How to debunk any claim
So how do you determine what is propaganda? How do you verify a claim? How do you debunk it?
Begin by decoding the message's surface-level impact. Where is it hitting you? Is it appealing to your mind or your emotions? Simply put, does it make you think, or does it make you feel?
Propaganda is designed to trigger emotions. When you feel that emotional surge, consciously acknowledge it. That sensation is data — it tells you the message is working on you before you have examined whether it is true.
Identify what exactly is triggering that anxiety or fear. There must be a source. If the source is vague, discard it immediately. If it is circular — articles citing articles that eventually circle back to a single origin — discard it as well.
Then strip the message of its emotional framing. Reduce it to its bare facts: X event happened at Y location on Z date. That is all you need as your foundation. Focus on the event, the location, and the date.
From there, examine the interpretive claims separately. Who is said to have done it? What reason is given? Treat those as hypotheses, not established facts, until you have examined the evidence independently.

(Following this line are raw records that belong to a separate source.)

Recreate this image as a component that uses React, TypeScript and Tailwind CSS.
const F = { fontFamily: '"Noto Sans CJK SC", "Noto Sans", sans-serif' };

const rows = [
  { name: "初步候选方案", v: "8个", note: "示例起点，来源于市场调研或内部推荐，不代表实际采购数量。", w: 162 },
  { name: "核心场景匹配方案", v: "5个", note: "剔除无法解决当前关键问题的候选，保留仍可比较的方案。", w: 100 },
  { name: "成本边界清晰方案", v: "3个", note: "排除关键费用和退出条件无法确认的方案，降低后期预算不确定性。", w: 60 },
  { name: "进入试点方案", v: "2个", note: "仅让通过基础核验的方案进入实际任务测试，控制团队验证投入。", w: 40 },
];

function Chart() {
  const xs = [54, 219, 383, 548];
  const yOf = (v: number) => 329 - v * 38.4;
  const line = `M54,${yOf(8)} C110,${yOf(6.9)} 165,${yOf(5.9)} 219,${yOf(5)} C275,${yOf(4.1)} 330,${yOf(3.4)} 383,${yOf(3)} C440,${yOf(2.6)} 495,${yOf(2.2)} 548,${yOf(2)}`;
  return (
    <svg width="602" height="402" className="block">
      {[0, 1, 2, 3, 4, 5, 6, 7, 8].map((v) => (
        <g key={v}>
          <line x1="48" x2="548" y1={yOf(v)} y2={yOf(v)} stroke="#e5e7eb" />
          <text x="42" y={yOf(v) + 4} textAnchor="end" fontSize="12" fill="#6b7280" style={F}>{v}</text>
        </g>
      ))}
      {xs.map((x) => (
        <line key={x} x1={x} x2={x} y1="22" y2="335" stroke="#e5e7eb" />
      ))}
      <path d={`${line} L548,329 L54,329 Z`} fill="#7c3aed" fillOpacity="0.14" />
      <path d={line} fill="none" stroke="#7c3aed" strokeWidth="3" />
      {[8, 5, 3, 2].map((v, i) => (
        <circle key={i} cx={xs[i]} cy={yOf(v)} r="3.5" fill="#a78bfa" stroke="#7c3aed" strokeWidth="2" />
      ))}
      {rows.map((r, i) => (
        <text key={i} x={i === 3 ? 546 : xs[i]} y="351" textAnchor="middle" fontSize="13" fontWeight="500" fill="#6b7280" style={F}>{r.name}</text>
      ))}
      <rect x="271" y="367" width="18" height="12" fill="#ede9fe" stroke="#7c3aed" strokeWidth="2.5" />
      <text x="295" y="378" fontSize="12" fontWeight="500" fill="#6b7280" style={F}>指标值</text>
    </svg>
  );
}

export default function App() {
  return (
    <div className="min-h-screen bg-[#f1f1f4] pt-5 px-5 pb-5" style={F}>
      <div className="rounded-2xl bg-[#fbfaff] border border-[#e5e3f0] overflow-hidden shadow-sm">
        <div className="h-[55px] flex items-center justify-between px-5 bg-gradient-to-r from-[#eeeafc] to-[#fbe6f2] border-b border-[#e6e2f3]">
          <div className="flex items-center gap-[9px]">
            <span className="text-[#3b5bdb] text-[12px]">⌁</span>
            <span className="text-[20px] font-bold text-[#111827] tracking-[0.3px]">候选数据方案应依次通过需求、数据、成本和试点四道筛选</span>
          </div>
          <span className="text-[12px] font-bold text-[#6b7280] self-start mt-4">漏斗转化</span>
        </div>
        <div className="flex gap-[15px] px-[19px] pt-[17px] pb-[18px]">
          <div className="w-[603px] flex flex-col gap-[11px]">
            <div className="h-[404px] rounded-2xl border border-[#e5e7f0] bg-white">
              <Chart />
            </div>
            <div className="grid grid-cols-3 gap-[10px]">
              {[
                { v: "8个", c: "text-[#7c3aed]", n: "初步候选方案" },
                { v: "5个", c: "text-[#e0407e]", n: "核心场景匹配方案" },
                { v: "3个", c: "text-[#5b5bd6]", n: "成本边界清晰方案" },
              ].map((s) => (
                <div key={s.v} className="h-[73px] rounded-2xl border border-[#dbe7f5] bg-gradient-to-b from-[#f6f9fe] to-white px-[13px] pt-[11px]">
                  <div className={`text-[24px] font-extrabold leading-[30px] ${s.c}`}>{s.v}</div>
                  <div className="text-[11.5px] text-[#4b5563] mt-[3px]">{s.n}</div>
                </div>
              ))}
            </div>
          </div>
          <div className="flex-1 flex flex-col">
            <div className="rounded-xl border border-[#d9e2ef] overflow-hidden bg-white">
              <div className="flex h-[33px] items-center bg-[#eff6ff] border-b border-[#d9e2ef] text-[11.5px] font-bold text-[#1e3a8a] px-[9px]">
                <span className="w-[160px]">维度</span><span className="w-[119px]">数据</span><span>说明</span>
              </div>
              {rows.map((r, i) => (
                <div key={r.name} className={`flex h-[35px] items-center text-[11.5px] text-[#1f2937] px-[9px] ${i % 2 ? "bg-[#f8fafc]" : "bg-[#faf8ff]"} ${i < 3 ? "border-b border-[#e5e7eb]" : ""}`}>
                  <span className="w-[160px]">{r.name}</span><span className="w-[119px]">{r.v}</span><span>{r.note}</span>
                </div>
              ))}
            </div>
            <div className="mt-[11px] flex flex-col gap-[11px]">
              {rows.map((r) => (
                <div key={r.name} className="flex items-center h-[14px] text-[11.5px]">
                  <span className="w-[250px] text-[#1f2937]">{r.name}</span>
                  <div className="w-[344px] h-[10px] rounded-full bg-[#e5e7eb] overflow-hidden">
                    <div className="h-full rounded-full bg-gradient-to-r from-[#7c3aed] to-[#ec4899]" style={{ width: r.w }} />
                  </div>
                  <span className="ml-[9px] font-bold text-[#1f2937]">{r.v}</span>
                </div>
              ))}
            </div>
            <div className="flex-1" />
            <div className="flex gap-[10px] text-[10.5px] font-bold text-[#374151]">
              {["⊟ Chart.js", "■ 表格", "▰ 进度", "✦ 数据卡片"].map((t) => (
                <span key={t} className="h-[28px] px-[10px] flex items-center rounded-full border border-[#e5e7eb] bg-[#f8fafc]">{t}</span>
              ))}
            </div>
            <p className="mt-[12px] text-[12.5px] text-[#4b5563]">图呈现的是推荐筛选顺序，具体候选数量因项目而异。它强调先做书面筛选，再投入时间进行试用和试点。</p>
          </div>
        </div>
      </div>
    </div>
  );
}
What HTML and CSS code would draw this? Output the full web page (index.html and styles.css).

Now seek out what the other side is saying. You are gathering context rather than consuming a prepackaged narrative. Look specifically for the strongest version of the opposing argument — not the caricature that your preferred sources present, but the argument as its most serious advocates would make it.
At some point, you may realize that the reasons on both sides are not as strong as they initially seemed, and that both factions are primarily emphasizing emotionally charged claims over verifiable ones.
Once you have sufficient context, ask a simple question in Latin: cui bono — who benefits? If you accept narrative A, who benefits? If you accept narrative B, who benefits?
This does not automatically discredit either narrative. But it maps the interest structure beneath each one, and interest structures reveal what facts are likely to be emphasized and what facts are likely to be suppressed.
By the end of this exercise, you have facts, context, and an understanding of underlying motivations. That is not certainty — and you should resist the temptation to manufacture certainty where none exists.
Intellectual honesty sometimes ends with "I do not know enough to conclude." That is not a failure. It is the correct output when the evidence genuinely does not support a verdict.
Propaganda almost always survives through carefully distributed messaging. It is deliberately vague and unfalsifiable, designed primarily to evoke emotional responses. The facts may be present, but they are stripped of context.
The battle you fight with yourself
In the end, the most difficult battle may be the one you fight with yourself. You must acknowledge that you, too, may carry biases and may have accepted beliefs through repetition rather than verification. Ask yourself: what do I believe to be true that I have not rigorously verified?
Because beliefs absorbed through repetition do not stay private. They travel. Every time you share an unverified claim, every time you forward an emotionally satisfying headline without checking its foundations, you become part of the distribution network.
You are not merely a consumer of propaganda but also a conduit for it — absorbing and transmitting it while maintaining an illusion of intellectualism.
If you cannot question yourself, you cannot question the world. Because like all meaningful change, it begins at home.